WHAT TO PRODUCE:
Set down all of the entries word for word, omitting the images they contain.

***** DATA SHOWN

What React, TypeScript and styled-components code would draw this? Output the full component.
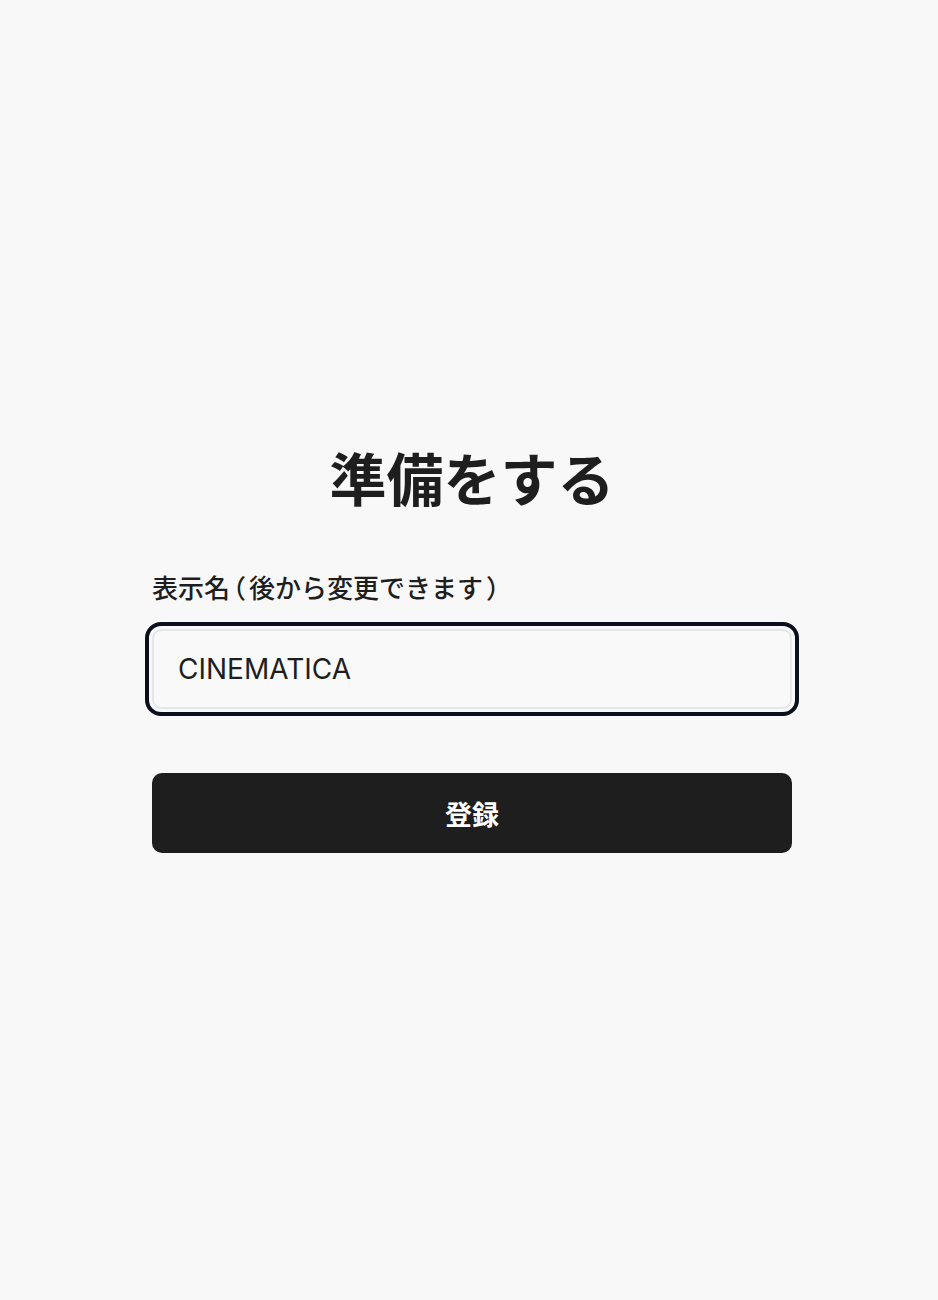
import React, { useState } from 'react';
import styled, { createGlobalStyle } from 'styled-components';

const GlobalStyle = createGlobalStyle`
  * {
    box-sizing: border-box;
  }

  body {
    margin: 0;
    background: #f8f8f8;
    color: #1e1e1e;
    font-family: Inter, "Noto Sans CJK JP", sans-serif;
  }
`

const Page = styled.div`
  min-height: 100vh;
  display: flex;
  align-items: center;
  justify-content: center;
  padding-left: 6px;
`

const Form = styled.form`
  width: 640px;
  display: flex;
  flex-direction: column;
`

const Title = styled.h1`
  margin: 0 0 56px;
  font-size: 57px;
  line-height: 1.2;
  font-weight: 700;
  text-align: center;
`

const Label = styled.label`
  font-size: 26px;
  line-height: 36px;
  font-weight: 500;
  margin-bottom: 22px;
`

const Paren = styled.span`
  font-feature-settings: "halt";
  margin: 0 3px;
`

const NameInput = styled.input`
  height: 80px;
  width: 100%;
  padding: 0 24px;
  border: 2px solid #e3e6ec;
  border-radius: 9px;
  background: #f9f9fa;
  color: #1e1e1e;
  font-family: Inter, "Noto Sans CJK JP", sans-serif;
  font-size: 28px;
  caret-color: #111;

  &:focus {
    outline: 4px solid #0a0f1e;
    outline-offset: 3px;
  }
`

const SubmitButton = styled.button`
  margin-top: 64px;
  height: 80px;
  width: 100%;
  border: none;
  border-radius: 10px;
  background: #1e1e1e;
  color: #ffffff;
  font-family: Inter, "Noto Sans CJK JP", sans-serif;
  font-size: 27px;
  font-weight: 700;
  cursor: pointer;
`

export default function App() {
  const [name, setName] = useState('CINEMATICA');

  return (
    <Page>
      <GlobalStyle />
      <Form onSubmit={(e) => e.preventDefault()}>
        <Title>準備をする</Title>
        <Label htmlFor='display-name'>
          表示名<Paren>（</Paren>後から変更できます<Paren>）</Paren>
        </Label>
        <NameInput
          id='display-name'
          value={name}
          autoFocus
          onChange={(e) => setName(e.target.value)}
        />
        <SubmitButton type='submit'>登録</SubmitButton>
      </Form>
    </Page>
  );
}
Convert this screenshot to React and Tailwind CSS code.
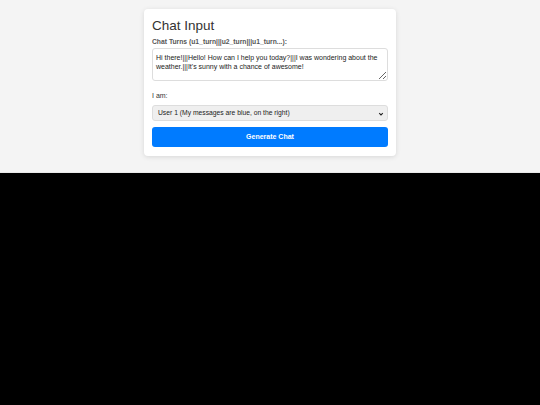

**********

FULL SOLUTION:
What React, TypeScript and styled-components code would draw this? Output the full component.
import React, { useState } from 'react';
import styled, { createGlobalStyle } from 'styled-components';

const GlobalStyle = createGlobalStyle`
  * {
    box-sizing: border-box;
  }

  body {
    margin: 0;
    background: #f8f8f8;
    color: #1e1e1e;
    font-family: Inter, "Noto Sans CJK JP", sans-serif;
  }
`

const Page = styled.div`
  min-height: 100vh;
  display: flex;
  align-items: center;
  justify-content: center;
  padding-left: 6px;
`

const Form = styled.form`
  width: 640px;
  display: flex;
  flex-direction: column;
`

const Title = styled.h1`
  margin: 0 0 56px;
  font-size: 57px;
  line-height: 1.2;
  font-weight: 700;
  text-align: center;
`

const Label = styled.label`
  font-size: 26px;
  line-height: 36px;
  font-weight: 500;
  margin-bottom: 22px;
`

const Paren = styled.span`
  font-feature-settings: "halt";
  margin: 0 3px;
`

const NameInput = styled.input`
  height: 80px;
  width: 100%;
  padding: 0 24px;
  border: 2px solid #e3e6ec;
  border-radius: 9px;
  background: #f9f9fa;
  color: #1e1e1e;
  font-family: Inter, "Noto Sans CJK JP", sans-serif;
  font-size: 28px;
  caret-color: #111;

  &:focus {
    outline: 4px solid #0a0f1e;
    outline-offset: 3px;
  }
`

const SubmitButton = styled.button`
  margin-top: 64px;
  height: 80px;
  width: 100%;
  border: none;
  border-radius: 10px;
  background: #1e1e1e;
  color: #ffffff;
  font-family: Inter, "Noto Sans CJK JP", sans-serif;
  font-size: 27px;
  font-weight: 700;
  cursor: pointer;
`

export default function App() {
  const [name, setName] = useState('CINEMATICA');

  return (
    <Page>
      <GlobalStyle />
      <Form onSubmit={(e) => e.preventDefault()}>
        <Title>準備をする</Title>
        <Label htmlFor='display-name'>
          表示名<Paren>（</Paren>後から変更できます<Paren>）</Paren>
        </Label>
        <NameInput
          id='display-name'
          value={name}
          autoFocus
          onChange={(e) => setName(e.target.value)}
        />
        <SubmitButton type='submit'>登録</SubmitButton>
      </Form>
    </Page>
  );
}
Convert this screenshot to React and Tailwind CSS code.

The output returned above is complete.